In comparison with this kind of participatory design, which is characterized as an approach to involve users in the design during a project, meta-design opens up for use as design, design at use time. It empowers all stakeholders including end users to be actively engaged in the continuous development of personally meaningful socio-technical systems (Fischer & Herrmann 2011). So the continuous and active engagement is key, not just for my project, but also to improve the public understanding (and appreciation) of science more broadly and reach a different audience who might not “dare” to enter scientific venues (cf. Bultitude & Sardo 2012). Drawing lessons from the above cases, more object-oriented design at use time could come up with the ‘95% solution’ (Falk & Dierking 2010) to public engagement in science outside formal learning environments. Yes, this is a great challenge to the conventional understanding of both ‘public’ and ‘engagement’, but our futures are there.
[References]
- Anker, P. (2007) Science as a vacation: a history of ecology in Norway. History of Science 45(4): 455-479.

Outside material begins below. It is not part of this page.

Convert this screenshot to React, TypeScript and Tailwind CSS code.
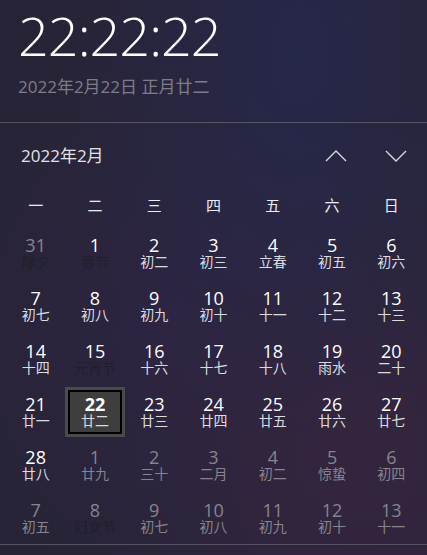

- Berntsen, D., Elgsaas, K. & Hegna, H. (2010) The many dimensions of Kristen Nygaard, creator of object-oriented programming and the Scandinavian School of System Development. Pp. 38-49 in Tatnall, A. (eds.) History of Computing: Learning from the Past. IFIP Advances in Information and Communication Technology, vol 325. Springer, Berlin, Heidelberg.
- Bultitude, K. & Sardo, A.M. (2012) Leisure and pleasure: science events in unusual locations. International Journal of Science Education 34(18): 2775-2795.
- Candy, S. & Dunagan, J. (2017) Designing an experiential scenario: The People Who Vanished. Futures 86: 136-153.
- Coulton, P. & Lindley, J. (2017) Design fiction: anticipating adoption. IEEE Pervasive Computing 16(1): 43-47.
- Ehn, P. (2008) Participation in design things. Proceedings of the Tenth Anniversary Conference of Participatory Design 2008, 92-101.
- Falk, J.H. & Dierking, L.D. (2010) The 95 percent solution. American Scientist 98(6): 486-493.